The Babble/On Project

Saturday, August 27, 2005

The One That Didn't Get Away

Gentle Reader, let my words lift you up out of comfortable reading chair and beckon you to come along with me to faraway Southeast Asia, strife-torn and mysterious, once home to people like me who wanted to build whole cities according to their own specifications (except that they didn't have computers and were rich kings, so they just actually built them.) Here, in the lazy waters of the Mekong River, they pulled this monster out of the water.

That, ladies and gentlemen, is a catfish. A 9ft., 650lb. catfish. Look at the size of that monster! It's funny, because there's currently a bit of a dust-up in the southern (catfish-producing) states about whether or not to ban the cheaper and arguably better-tasting Vietnamese catfish from the States after a test revealed some prohibited antibiotics in a few samples. Looking at a picture of what the Leviathan above looked like when cut into steaks, you can see why the more petite domestic model might have reason to be a little nervous.

But SE Asia has been on my mind lately for another reason, namely a compilation of Cambodian popular music from the 1960's and '70's called Cambodia Rocks. It's a winsome collection of garage rock and psychadelic songs performed in the native tongue but obviously inspired by what was going on in America and Britain at the time. I've heard a bunch of '60's rock from South America (Os Mutantes!) and Japan, but this Cambodian stuff was so fantastic and took me completely by surprise. The guitar is edgey and bluesy, and the vocals are really ethereal and affecting.

But as good as the music is, the context in which they were created is pretty mind-blowing. All these huge American G.I.'s come over with transistor radios playing all this rock music, and I imagine that teenagers all over Cambodia must've thought they had just been invaded by rock and roll aliens. I have no idea what they must've thought, but it probably didn't sound like much that they've heard before. I have this record of a neo-traditional Laotian group called the Khac Chi Ensemble, and some of their stuff sounds a bit like rock and roll even though it's recorded on native instruments and they're performing traditional songs, so I'm not sure what the music scene was like, but it still must've been impressive to hear all these snarling guitars and shouting foreigners, all while bombs were blowing up everything.
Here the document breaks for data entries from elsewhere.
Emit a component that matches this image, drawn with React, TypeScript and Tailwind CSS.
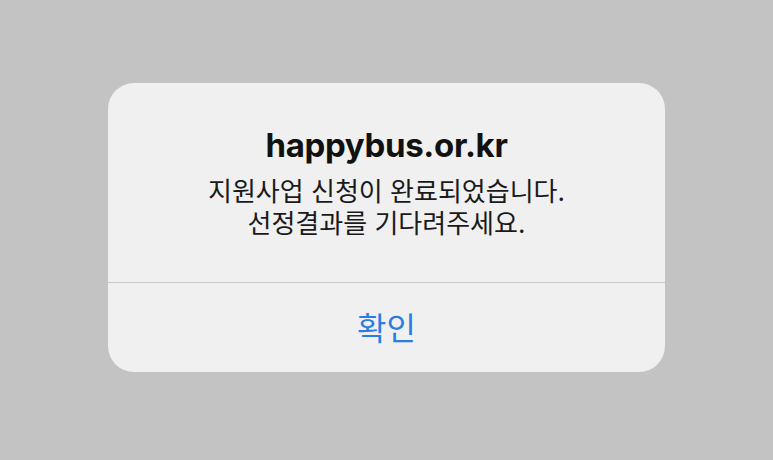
import React from 'react';

const FONT = { fontFamily: 'Inter, "Noto Sans CJK KR", sans-serif' };

export default function App() {
  return (
    <div className="w-[773px] h-[460px] bg-[#c3c3c3] flex items-start justify-center pt-[83px]" style={FONT}>
      <div className="w-[557px] h-[289px] bg-[#f0f0f0] rounded-[26px] flex flex-col overflow-hidden">
        <div className="h-[199px] flex flex-col items-center pt-[43px]">
          <div className="text-[33px] leading-[38px] font-bold text-[#111] tracking-[-0.01em]">happybus.or.kr</div>
          <div className="mt-[12px] text-[26px] leading-[32px] text-[#1a1a1a] text-center">
            <div>지원사업 신청이 완료되었습니다.</div>
            <div>선정결과를 기다려주세요.</div>
          </div>
        </div>
        <div className="h-px bg-[#c9c9c9]" />
        <button className="flex-1 flex items-center justify-center text-[32px] text-[#2a7de1] pt-[3px]">확인</button>
      </div>
    </div>
  );
}
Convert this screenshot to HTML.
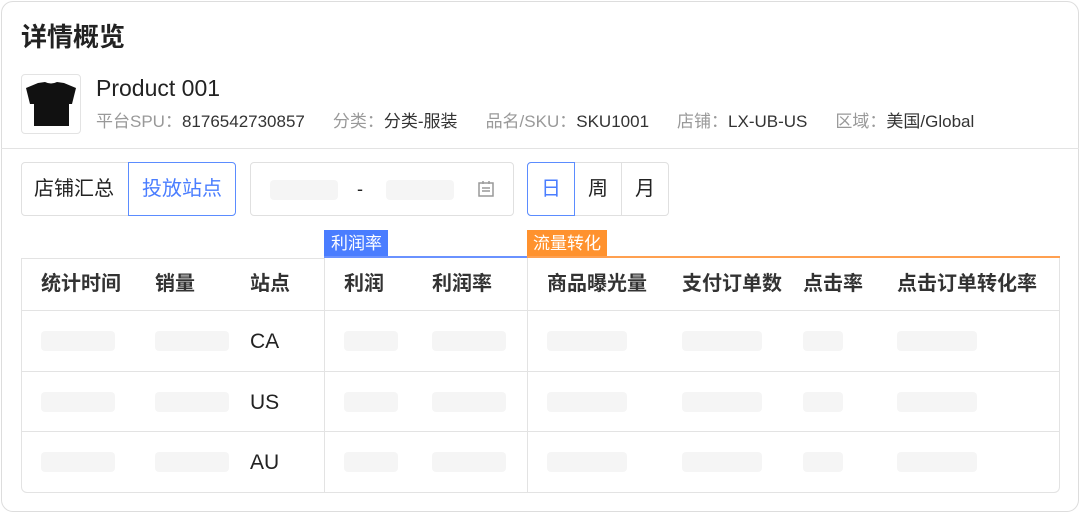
<!DOCTYPE html>
<html><head><meta charset="utf-8"><style>
*{box-sizing:border-box;margin:0;padding:0}
body{width:1080px;height:513px;background:#fff;font-family:"Liberation Sans","Noto Sans CJK SC",sans-serif;color:#222;position:relative;overflow:hidden}
.a{position:absolute}
.card{left:1px;top:1px;width:1078px;height:511px;border:1px solid #ddd;border-radius:12px}
.t{white-space:nowrap;line-height:1}
.sk{position:absolute;height:20px;background:#f5f5f5;border-radius:4px}
.h{font-size:20px;font-weight:bold;color:#333;top:274px}
.g{color:#999}
</style></head><body>
<div class="a card"></div>
<div class="a t" style="left:21px;top:24px;font-size:26px;font-weight:bold;color:#222">详情概览</div>
<div class="a" style="left:21px;top:74px;width:60px;height:60px;border:1px solid #e3e3e3;border-radius:4px"></div>
<svg class="a" style="left:21px;top:74px" width="60" height="60"><path d="M17 9 L24 8 Q30 11 36 8 L43 9 L55 14 L51 30 L48 30 L48 52 L13 52 L13 30 L9 30 L5 14 Z" fill="#111"/></svg>
<div class="a t" style="left:96px;top:77px;font-size:23px;color:#222">Product 001</div>
<div class="a t" style="left:96px;top:113px;font-size:17px;color:#333"><span class="g">平台SPU：</span>8176542730857<span class="g" style="margin-left:28px">分类：</span>分类-服装<span class="g" style="margin-left:28px">品名/SKU：</span>SKU1001<span class="g" style="margin-left:28px">店铺：</span>LX-UB-US<span class="g" style="margin-left:28px">区域：</span>美国/Global</div>
<div class="a" style="left:1px;top:148px;width:1078px;height:1px;background:#e3e3e3"></div>
<div class="a" style="left:21px;top:162px;width:108px;height:54px;border:1px solid #e0e0e0;border-radius:4px 0 0 4px"></div>
<div class="a t" style="left:34px;top:179px;font-size:20px">店铺汇总</div>
<div class="a" style="left:128px;top:162px;width:108px;height:54px;border:1.5px solid #5b8cff;border-radius:0 4px 4px 0"></div>
<div class="a t" style="left:142px;top:179px;font-size:20px;color:#4a7dff">投放站点</div>
<div class="a" style="left:250px;top:162px;width:264px;height:54px;border:1px solid #e0e0e0;border-radius:4px"></div>
<div class="sk" style="left:270px;top:180px;width:68px"></div>
<div class="a t" style="left:357px;top:180px;font-size:18px">-</div>
<div class="sk" style="left:386px;top:180px;width:68px"></div>
<svg class="a" style="left:477px;top:180px" width="18" height="18"><rect x="2" y="3" width="14" height="13" fill="none" stroke="#999" stroke-width="1.5"/><path d="M6 1v3M12 1v3M5 8h8M5 11h8" stroke="#999" stroke-width="1.5"/></svg>
<div class="a" style="left:527px;top:162px;width:142px;height:54px;border:1px solid #e0e0e0;border-radius:4px"></div>
<div class="a" style="left:621px;top:162px;width:1px;height:54px;background:#e0e0e0"></div>
<div class="a" style="left:527px;top:162px;width:48px;height:54px;border:1.5px solid #5b8cff;border-radius:4px 0 0 4px"></div>
<div class="a t" style="left:541px;top:179px;font-size:20px;color:#4a7dff">日</div>
<div class="a t" style="left:588px;top:179px;font-size:20px">周</div>
<div class="a t" style="left:635px;top:179px;font-size:20px">月</div>
<div class="a" style="left:324px;top:230px;width:64px;height:27px;background:#4a7dff"></div>
<div class="a t" style="left:331px;top:235px;font-size:17px;color:#fff">利润率</div>
<div class="a" style="left:324px;top:256px;width:203px;height:2px;background:#6a92ff"></div>
<div class="a" style="left:527px;top:230px;width:80px;height:27px;background:#ff922e"></div>
<div class="a t" style="left:533px;top:235px;font-size:17px;color:#fff">流量转化</div>
<div class="a" style="left:527px;top:256px;width:533px;height:2px;background:#ffa050"></div>
<div class="a" style="left:21px;top:258px;width:1039px;height:235px;border:1px solid #e3e3e3;border-top:none;border-radius:0 0 6px 6px"></div>
<div class="a" style="left:21px;top:258px;width:303px;height:1px;background:#e3e3e3"></div>
<div class="a" style="left:324px;top:258px;width:1px;height:234px;background:#e3e3e3"></div>
<div class="a" style="left:527px;top:258px;width:1px;height:234px;background:#e3e3e3"></div>
<div class="a" style="left:21px;top:310px;width:1039px;height:1px;background:#e3e3e3"></div>
<div class="a" style="left:21px;top:371px;width:1039px;height:1px;background:#e3e3e3"></div>
<div class="a" style="left:21px;top:431px;width:1039px;height:1px;background:#e3e3e3"></div>
<div class="a t h" style="left:41px">统计时间</div>
<div class="a t h" style="left:155px">销量</div>
<div class="a t h" style="left:250px">站点</div>
<div class="a t h" style="left:344px">利润</div>
<div class="a t h" style="left:432px">利润率</div>
<div class="a t h" style="left:547px">商品曝光量</div>
<div class="a t h" style="left:682px">支付订单数</div>
<div class="a t h" style="left:803px">点击率</div>
<div class="a t h" style="left:897px">点击订单转化率</div>
<div class="a t" style="left:250px;top:331px;font-size:21px">CA</div>
<div class="a t" style="left:250px;top:392px;font-size:21px">US</div>
<div class="a t" style="left:250px;top:452px;font-size:21px">AU</div>
<div class="sk" style="left:41px;top:331px;width:74px"></div><div class="sk" style="left:155px;top:331px;width:74px"></div><div class="sk" style="left:344px;top:331px;width:54px"></div><div class="sk" style="left:432px;top:331px;width:74px"></div><div class="sk" style="left:547px;top:331px;width:80px"></div><div class="sk" style="left:682px;top:331px;width:80px"></div><div class="sk" style="left:803px;top:331px;width:40px"></div><div class="sk" style="left:897px;top:331px;width:80px"></div>
<div class="sk" style="left:41px;top:392px;width:74px"></div><div class="sk" style="left:155px;top:392px;width:74px"></div><div class="sk" style="left:344px;top:392px;width:54px"></div><div class="sk" style="left:432px;top:392px;width:74px"></div><div class="sk" style="left:547px;top:392px;width:80px"></div><div class="sk" style="left:682px;top:392px;width:80px"></div><div class="sk" style="left:803px;top:392px;width:40px"></div><div class="sk" style="left:897px;top:392px;width:80px"></div>
<div class="sk" style="left:41px;top:452px;width:74px"></div><div class="sk" style="left:155px;top:452px;width:74px"></div><div class="sk" style="left:344px;top:452px;width:54px"></div><div class="sk" style="left:432px;top:452px;width:74px"></div><div class="sk" style="left:547px;top:452px;width:80px"></div><div class="sk" style="left:682px;top:452px;width:80px"></div><div class="sk" style="left:803px;top:452px;width:40px"></div><div class="sk" style="left:897px;top:452px;width:80px"></div>
</body></html>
So there's all these kids learning to play guitar and singing about whatever it is that they're singing about, but really rocking out and it sounds like they're having fun. But then, just as they're putting together all these great songs that could've been hits in the U.S. if they were in English, the nation gets plunged into a brutal civil war and the Khmer Rouge destroy everything associated with modernity and city life. The guitars and presumably the guitarists are all gone. Hauntingly, the record doesn't list any info for who's playing the music, when they were recorded or even what the names of the songs are. I can imagine that somebody must've found a trunk in an attic that wasn't burned, where some kid squirreled away his favorite records and maybe his guitar, hoping that he'd get a chance to play them once again someday.

1 Comments:

  • This seems like a perfect opportunity to post an MP3 or two.